(Given task)
Can you write out the whole listing exactly?

[BEGIN Supplied data]

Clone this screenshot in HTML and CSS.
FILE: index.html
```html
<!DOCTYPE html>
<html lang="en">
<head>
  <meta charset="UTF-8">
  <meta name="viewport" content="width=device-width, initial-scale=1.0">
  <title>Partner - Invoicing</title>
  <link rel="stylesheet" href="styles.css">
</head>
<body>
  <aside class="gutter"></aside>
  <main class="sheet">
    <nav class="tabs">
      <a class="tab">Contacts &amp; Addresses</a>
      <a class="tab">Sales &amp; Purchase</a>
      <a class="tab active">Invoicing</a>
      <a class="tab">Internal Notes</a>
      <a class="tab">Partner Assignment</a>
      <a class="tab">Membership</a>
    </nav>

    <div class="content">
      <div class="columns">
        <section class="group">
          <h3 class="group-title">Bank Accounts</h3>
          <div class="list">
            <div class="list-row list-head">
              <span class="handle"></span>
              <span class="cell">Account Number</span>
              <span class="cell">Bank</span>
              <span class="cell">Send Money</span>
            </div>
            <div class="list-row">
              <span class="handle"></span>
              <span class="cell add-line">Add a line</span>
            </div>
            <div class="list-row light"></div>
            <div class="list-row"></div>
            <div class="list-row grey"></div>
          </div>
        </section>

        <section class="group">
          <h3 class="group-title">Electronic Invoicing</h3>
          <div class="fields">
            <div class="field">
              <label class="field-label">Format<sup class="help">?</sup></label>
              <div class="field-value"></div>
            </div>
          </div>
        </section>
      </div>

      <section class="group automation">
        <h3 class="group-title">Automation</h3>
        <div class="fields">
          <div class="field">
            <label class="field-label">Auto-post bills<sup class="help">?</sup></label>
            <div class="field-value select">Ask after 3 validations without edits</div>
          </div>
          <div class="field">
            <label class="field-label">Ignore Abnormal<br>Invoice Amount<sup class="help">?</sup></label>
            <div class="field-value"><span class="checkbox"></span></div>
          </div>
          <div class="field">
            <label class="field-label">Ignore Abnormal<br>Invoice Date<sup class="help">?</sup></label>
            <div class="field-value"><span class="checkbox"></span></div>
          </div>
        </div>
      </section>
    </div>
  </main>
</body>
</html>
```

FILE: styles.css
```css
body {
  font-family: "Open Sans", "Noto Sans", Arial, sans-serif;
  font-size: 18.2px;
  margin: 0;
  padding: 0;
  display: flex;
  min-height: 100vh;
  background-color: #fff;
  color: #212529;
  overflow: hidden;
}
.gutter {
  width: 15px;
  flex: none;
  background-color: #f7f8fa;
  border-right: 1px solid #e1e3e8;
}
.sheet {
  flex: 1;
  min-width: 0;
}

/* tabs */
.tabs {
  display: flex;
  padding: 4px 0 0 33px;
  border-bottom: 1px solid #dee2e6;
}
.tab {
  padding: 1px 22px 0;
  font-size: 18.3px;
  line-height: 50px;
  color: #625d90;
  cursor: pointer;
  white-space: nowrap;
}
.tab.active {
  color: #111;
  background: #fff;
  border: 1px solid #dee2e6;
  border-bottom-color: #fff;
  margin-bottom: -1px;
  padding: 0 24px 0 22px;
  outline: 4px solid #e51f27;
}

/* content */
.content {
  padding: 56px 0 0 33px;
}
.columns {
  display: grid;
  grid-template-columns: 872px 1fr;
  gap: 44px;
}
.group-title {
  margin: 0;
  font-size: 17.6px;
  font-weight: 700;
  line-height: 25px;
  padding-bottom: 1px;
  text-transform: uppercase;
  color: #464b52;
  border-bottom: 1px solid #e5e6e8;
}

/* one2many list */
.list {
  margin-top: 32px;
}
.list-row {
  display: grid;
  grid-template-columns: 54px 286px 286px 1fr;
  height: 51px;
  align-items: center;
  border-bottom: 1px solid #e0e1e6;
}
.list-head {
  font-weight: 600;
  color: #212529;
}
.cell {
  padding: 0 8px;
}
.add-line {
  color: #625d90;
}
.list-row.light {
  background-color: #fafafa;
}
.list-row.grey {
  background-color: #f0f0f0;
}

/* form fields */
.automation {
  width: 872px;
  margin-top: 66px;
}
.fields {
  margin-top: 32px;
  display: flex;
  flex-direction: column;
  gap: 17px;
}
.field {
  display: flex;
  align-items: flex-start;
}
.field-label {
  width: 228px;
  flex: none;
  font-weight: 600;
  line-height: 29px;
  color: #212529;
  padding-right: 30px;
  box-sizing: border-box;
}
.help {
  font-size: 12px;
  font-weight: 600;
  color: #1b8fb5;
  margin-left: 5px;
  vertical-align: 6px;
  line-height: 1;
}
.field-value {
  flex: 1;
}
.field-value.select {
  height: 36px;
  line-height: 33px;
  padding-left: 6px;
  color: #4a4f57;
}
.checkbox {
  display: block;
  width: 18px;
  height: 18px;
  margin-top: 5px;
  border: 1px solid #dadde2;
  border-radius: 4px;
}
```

[END Supplied data]

(Complete answer)
Clone this screenshot in HTML and CSS.
FILE: index.html
```html
<!DOCTYPE html>
<html lang="en">
<head>
  <meta charset="UTF-8">
  <meta name="viewport" content="width=device-width, initial-scale=1.0">
  <title>Partner - Invoicing</title>
  <link rel="stylesheet" href="styles.css">
</head>
<body>
  <aside class="gutter"></aside>
  <main class="sheet">
    <nav class="tabs">
      <a class="tab">Contacts &amp; Addresses</a>
      <a class="tab">Sales &amp; Purchase</a>
      <a class="tab active">Invoicing</a>
      <a class="tab">Internal Notes</a>
      <a class="tab">Partner Assignment</a>
      <a class="tab">Membership</a>
    </nav>

    <div class="content">
      <div class="columns">
        <section class="group">
          <h3 class="group-title">Bank Accounts</h3>
          <div class="list">
            <div class="list-row list-head">
              <span class="handle"></span>
              <span class="cell">Account Number</span>
              <span class="cell">Bank</span>
              <span class="cell">Send Money</span>
            </div>
            <div class="list-row">
              <span class="handle"></span>
              <span class="cell add-line">Add a line</span>
            </div>
            <div class="list-row light"></div>
            <div class="list-row"></div>
            <div class="list-row grey"></div>
          </div>
        </section>

        <section class="group">
          <h3 class="group-title">Electronic Invoicing</h3>
          <div class="fields">
            <div class="field">
              <label class="field-label">Format<sup class="help">?</sup></label>
              <div class="field-value"></div>
            </div>
          </div>
        </section>
      </div>

      <section class="group automation">
        <h3 class="group-title">Automation</h3>
        <div class="fields">
          <div class="field">
            <label class="field-label">Auto-post bills<sup class="help">?</sup></label>
            <div class="field-value select">Ask after 3 validations without edits</div>
          </div>
          <div class="field">
            <label class="field-label">Ignore Abnormal<br>Invoice Amount<sup class="help">?</sup></label>
            <div class="field-value"><span class="checkbox"></span></div>
          </div>
          <div class="field">
            <label class="field-label">Ignore Abnormal<br>Invoice Date<sup class="help">?</sup></label>
            <div class="field-value"><span class="checkbox"></span></div>
          </div>
        </div>
      </section>
    </div>
  </main>
</body>
</html>
```

FILE: styles.css
```css
body {
  font-family: "Open Sans", "Noto Sans", Arial, sans-serif;
  font-size: 18.2px;
  margin: 0;
  padding: 0;
  display: flex;
  min-height: 100vh;
  background-color: #fff;
  color: #212529;
  overflow: hidden;
}
.gutter {
  width: 15px;
  flex: none;
  background-color: #f7f8fa;
  border-right: 1px solid #e1e3e8;
}
.sheet {
  flex: 1;
  min-width: 0;
}

/* tabs */
.tabs {
  display: flex;
  padding: 4px 0 0 33px;
  border-bottom: 1px solid #dee2e6;
}
.tab {
  padding: 1px 22px 0;
  font-size: 18.3px;
  line-height: 50px;
  color: #625d90;
  cursor: pointer;
  white-space: nowrap;
}
.tab.active {
  color: #111;
  background: #fff;
  border: 1px solid #dee2e6;
  border-bottom-color: #fff;
  margin-bottom: -1px;
  padding: 0 24px 0 22px;
  outline: 4px solid #e51f27;
}

/* content */
.content {
  padding: 56px 0 0 33px;
}
.columns {
  display: grid;
  grid-template-columns: 872px 1fr;
  gap: 44px;
}
.group-title {
  margin: 0;
  font-size: 17.6px;
  font-weight: 700;
  line-height: 25px;
  padding-bottom: 1px;
  text-transform: uppercase;
  color: #464b52;
  border-bottom: 1px solid #e5e6e8;
}

/* one2many list */
.list {
  margin-top: 32px;
}
.list-row {
  display: grid;
  grid-template-columns: 54px 286px 286px 1fr;
  height: 51px;
  align-items: center;
  border-bottom: 1px solid #e0e1e6;
}
.list-head {
  font-weight: 600;
  color: #212529;
}
.cell {
  padding: 0 8px;
}
.add-line {
  color: #625d90;
}
.list-row.light {
  background-color: #fafafa;
}
.list-row.grey {
  background-color: #f0f0f0;
}

/* form fields */
.automation {
  width: 872px;
  margin-top: 66px;
}
.fields {
  margin-top: 32px;
  display: flex;
  flex-direction: column;
  gap: 17px;
}
.field {
  display: flex;
  align-items: flex-start;
}
.field-label {
  width: 228px;
  flex: none;
  font-weight: 600;
  line-height: 29px;
  color: #212529;
  padding-right: 30px;
  box-sizing: border-box;
}
.help {
  font-size: 12px;
  font-weight: 600;
  color: #1b8fb5;
  margin-left: 5px;
  vertical-align: 6px;
  line-height: 1;
}
.field-value {
  flex: 1;
}
.field-value.select {
  height: 36px;
  line-height: 33px;
  padding-left: 6px;
  color: #4a4f57;
}
.checkbox {
  display: block;
  width: 18px;
  height: 18px;
  margin-top: 5px;
  border: 1px solid #dadde2;
  border-radius: 4px;
}
```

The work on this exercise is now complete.